Lata II wojny światowej przyniosły wielkie zniszczenia. Naziści przejęli zakłady Singerów i Jelínek, wielu członków obu rodzin wymordowano w Oświęcimiu. Piekło obozów koncentracyjnych zdołało przeżyć tylko dwóch synów Rudolfa Jelínka, całą rodzinę Singerów zamordowano. Zaraz po wojnie jednak wznowiono produkcję, ale w 1948 roku vizovickie zakłady połączono i znacjonalizowano, powstał kombinat z siedzibą w Brnie. W czasach Czechosłowacji destylarnia R. Jelínek była ważnym źródłem dewiz, większość produkcji szła bowiem na eksport (ponad 85%). Część rodziny Jelínek pozostała w Vizovicach, zaś część emigrowała do Chile, gdzie założyli zakład destylujący owoce, przede wszystkim gruszki Williams.
Tak w dużym skrócie wygląda historia firmy R. Jelínek, która rozsławiła niewielkie Vizovice. Po 1989 roku nastąpiła prywatyzacja, z czasem powstała Grupa Kapitałowa R. Jelínek, do której obecnie należą: destylarnia w Vizovicach, destylarnia w Chile, destylarnia e Bułgarii (Trojan) oraz spółki dystrybucyjne w: Rumunii, Rosji i USA. Mają własne sady śliwek, m.in. odmian: Čačanská lepotica, Stanley, Gabrovská, Hanita, Presenta, Valjevka, Toptaste, Katinka czy Čačanská rodná.

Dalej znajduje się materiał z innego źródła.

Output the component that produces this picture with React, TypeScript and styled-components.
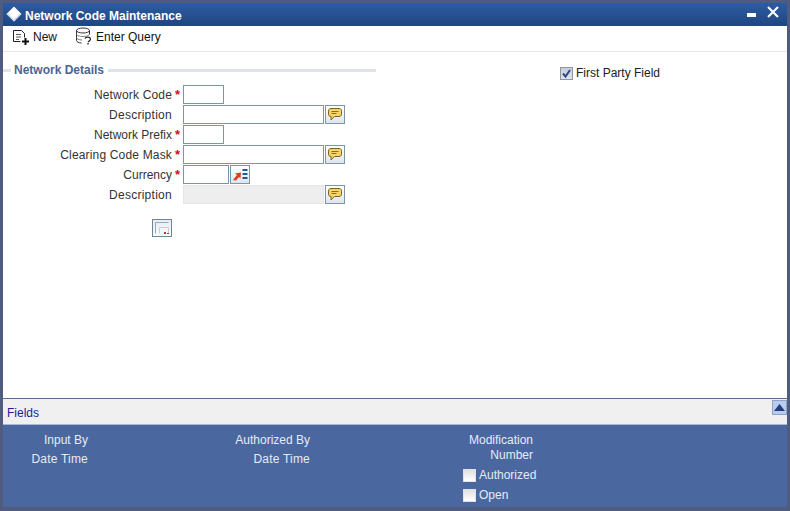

Dzisiaj oferta obejmuje ponad dwadzieścia różnych odmian śliwowicy, wśród nich m.in.: złota, koszerna, Bolkovica, Vizovická slivovice i wiele odmian białej oaz starzonej śliwowicy, które różnią się mocą, odmianami owoców, czasem i sposobem leżakowania, niektóre są sprzedawane w limitowanych edycjach. Wszystkie mają certyfikaty koszerności, zachowano też klasyczny kształt butelek i etykiet, przez co charakterystyczne alkohole z logo Jelínek są łatwo rozpoznawalne. Firma robi też wiele bardzo dobrych okowit owocowych: gruszkowicę, czereśniowicę, jabłkowicę, morelowicę i całą masę innych mniej popularnych (z czarnego bzu, jagód, szyszek chmielowych, malin, mirabelek, wiśni, borówek i wiele innych). Ponadto produkują klasyczną borovičkę i gin, robią whisky, rum, absynt i doskonałe likiery (najbardziej znanym jest ziołowy Praděd).
Ich zakład w Vizovicach jest otwarty dla zwiedzających, codziennie przyjeżdża tu kilka autokarów turystów z całego świata, a zwiedzanie kończy się degustacją.